Code that builds pages
□ □ □ □ □

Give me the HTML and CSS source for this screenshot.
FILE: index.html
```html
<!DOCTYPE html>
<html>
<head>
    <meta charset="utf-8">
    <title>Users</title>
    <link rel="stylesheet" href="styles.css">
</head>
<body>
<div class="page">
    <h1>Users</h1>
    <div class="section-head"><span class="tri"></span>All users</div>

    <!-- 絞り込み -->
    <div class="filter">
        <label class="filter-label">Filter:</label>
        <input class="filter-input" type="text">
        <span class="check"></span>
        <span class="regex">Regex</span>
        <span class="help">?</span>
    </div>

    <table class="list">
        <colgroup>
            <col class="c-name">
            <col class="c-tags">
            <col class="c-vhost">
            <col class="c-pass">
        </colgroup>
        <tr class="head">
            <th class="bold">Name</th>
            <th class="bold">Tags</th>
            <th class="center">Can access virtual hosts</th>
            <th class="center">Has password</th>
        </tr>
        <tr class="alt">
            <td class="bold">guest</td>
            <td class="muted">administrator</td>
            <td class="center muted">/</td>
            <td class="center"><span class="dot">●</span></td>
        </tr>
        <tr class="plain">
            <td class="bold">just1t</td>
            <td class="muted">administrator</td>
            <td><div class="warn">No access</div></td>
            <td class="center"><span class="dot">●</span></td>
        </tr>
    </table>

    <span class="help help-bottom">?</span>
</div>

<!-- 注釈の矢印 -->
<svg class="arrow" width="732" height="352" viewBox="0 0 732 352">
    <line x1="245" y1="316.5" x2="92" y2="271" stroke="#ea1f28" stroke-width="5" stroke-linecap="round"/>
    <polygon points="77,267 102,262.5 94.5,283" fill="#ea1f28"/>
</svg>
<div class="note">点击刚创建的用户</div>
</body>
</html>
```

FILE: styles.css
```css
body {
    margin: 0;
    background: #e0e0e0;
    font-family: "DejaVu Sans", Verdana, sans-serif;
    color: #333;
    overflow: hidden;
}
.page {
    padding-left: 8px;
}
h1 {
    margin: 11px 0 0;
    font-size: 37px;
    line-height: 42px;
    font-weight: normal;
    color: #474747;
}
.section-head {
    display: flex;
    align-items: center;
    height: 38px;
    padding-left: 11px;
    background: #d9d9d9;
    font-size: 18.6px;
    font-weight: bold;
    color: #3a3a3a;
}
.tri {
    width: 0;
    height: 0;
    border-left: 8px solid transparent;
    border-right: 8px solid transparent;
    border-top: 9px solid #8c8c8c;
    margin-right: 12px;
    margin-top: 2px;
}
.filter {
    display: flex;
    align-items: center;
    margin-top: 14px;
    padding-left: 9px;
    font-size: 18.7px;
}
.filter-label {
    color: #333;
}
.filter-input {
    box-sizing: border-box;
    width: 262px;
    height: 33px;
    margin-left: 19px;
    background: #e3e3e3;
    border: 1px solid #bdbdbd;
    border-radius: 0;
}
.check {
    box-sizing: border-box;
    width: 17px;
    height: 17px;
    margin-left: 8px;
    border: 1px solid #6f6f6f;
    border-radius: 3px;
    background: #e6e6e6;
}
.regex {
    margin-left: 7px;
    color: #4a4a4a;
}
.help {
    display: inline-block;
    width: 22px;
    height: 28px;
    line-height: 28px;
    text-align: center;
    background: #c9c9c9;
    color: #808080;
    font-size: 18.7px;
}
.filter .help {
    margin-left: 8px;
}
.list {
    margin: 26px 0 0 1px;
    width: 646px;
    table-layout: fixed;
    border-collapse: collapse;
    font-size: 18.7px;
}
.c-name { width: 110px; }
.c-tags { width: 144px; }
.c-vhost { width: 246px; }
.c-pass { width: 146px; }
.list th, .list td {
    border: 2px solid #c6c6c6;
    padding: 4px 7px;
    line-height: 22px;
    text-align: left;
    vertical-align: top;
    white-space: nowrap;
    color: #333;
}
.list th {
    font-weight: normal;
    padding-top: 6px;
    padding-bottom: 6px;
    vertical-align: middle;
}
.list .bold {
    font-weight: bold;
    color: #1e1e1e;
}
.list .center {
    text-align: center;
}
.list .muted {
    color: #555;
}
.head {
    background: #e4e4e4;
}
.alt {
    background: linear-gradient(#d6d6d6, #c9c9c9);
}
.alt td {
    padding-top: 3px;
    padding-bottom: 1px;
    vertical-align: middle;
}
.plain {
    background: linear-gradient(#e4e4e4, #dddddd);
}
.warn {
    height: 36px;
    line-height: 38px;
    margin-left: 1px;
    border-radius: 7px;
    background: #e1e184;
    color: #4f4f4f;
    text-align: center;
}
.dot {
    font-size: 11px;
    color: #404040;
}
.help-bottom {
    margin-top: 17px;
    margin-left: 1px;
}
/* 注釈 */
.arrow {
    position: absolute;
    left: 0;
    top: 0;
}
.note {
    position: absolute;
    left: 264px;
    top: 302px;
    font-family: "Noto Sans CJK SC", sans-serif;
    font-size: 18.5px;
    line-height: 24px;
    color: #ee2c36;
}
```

□ □ □ □ □

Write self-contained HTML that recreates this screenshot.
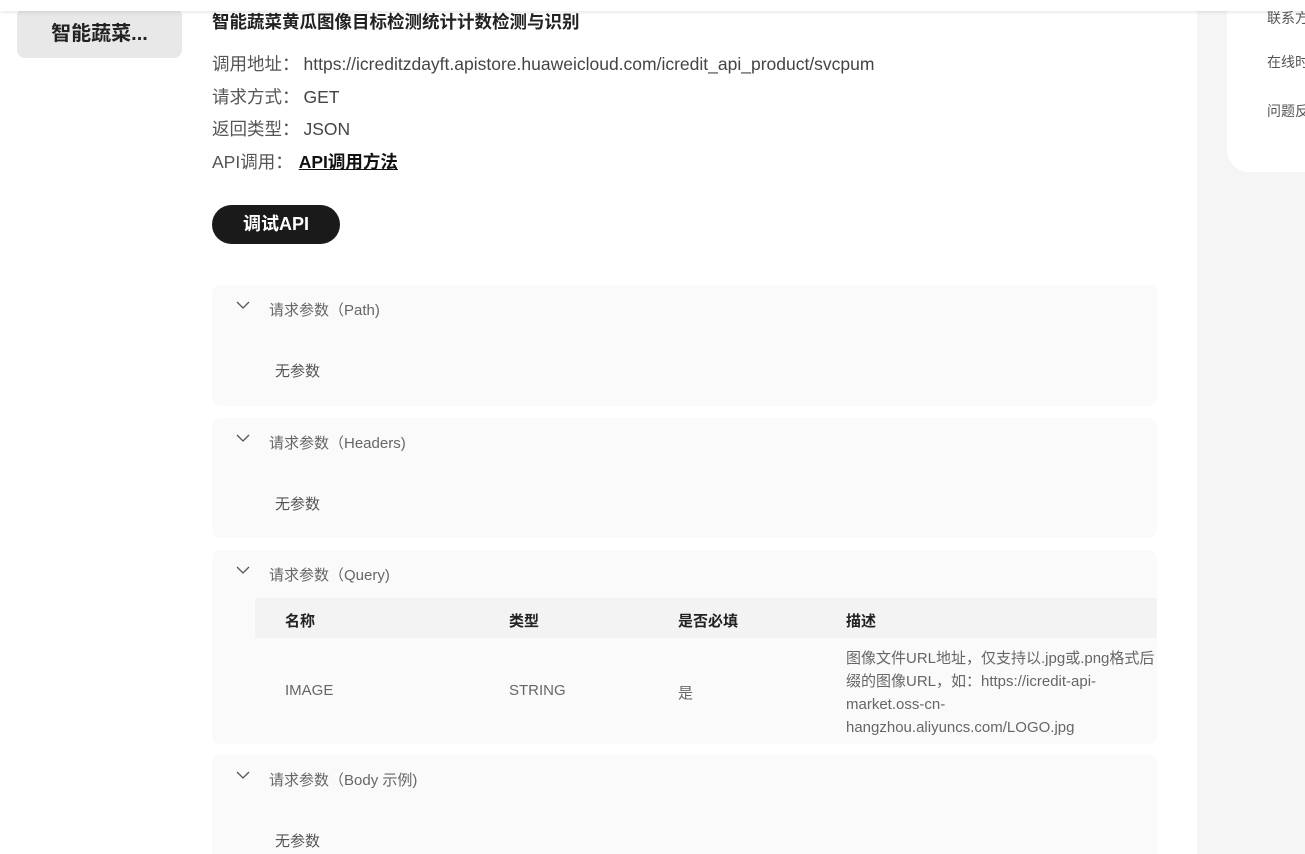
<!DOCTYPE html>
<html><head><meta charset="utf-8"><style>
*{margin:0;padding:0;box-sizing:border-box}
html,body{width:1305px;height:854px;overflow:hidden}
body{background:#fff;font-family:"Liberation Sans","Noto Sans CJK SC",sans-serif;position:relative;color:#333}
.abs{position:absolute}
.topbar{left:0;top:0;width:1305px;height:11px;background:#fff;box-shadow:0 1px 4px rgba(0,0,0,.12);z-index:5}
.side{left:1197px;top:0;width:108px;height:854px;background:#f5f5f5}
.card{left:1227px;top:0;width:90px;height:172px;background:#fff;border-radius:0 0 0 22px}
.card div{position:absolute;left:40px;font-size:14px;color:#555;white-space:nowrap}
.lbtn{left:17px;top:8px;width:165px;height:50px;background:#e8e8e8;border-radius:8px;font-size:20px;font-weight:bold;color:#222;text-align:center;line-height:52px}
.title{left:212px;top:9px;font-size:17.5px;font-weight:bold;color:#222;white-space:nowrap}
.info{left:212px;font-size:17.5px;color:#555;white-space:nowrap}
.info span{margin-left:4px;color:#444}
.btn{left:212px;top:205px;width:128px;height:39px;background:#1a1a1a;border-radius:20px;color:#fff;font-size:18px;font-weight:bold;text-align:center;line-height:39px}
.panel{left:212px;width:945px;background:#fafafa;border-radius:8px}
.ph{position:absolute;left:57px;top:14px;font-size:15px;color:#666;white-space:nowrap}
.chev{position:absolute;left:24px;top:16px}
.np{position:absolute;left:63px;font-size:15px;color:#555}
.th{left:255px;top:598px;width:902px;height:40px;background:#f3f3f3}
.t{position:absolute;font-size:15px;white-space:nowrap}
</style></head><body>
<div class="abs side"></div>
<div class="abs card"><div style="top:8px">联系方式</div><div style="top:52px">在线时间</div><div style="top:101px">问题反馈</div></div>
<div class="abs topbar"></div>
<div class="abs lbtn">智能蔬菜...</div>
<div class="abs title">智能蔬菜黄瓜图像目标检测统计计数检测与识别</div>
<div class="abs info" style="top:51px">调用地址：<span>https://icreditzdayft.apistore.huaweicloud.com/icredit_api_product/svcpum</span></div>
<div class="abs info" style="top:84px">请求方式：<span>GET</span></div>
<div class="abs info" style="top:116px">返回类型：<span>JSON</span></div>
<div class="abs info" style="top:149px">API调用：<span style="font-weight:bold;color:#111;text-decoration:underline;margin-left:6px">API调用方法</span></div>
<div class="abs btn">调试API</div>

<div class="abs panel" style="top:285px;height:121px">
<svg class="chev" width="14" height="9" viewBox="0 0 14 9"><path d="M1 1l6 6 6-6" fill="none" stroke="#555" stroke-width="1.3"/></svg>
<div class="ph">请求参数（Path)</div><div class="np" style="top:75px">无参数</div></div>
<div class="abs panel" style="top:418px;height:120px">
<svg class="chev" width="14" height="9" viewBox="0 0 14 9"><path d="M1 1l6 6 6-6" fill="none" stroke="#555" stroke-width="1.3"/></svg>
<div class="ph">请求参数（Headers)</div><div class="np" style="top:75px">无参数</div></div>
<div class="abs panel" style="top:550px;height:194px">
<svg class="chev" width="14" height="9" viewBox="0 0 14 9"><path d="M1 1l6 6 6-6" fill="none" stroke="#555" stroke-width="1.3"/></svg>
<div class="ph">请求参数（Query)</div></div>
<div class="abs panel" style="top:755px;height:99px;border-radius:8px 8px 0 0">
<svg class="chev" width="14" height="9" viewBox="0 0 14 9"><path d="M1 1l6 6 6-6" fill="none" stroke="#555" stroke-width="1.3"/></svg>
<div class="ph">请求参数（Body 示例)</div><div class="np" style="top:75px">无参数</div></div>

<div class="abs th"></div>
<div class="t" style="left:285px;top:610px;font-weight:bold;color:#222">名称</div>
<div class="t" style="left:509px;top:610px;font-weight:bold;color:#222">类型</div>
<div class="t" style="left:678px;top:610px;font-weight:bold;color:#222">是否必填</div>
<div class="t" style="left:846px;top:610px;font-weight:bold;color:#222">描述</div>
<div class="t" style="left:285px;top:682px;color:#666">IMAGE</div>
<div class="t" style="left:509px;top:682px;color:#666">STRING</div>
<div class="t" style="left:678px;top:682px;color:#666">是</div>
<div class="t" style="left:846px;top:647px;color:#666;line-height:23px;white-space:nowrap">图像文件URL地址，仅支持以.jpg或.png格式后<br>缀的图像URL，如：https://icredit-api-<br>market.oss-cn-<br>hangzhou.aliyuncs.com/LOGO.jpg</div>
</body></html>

□ □ □ □ □

> **What you have to do**
Give every line of the material that includes the string "screenshot".

> **The answer**
Give me the HTML and CSS source for this screenshot.
Write self-contained HTML that recreates this screenshot.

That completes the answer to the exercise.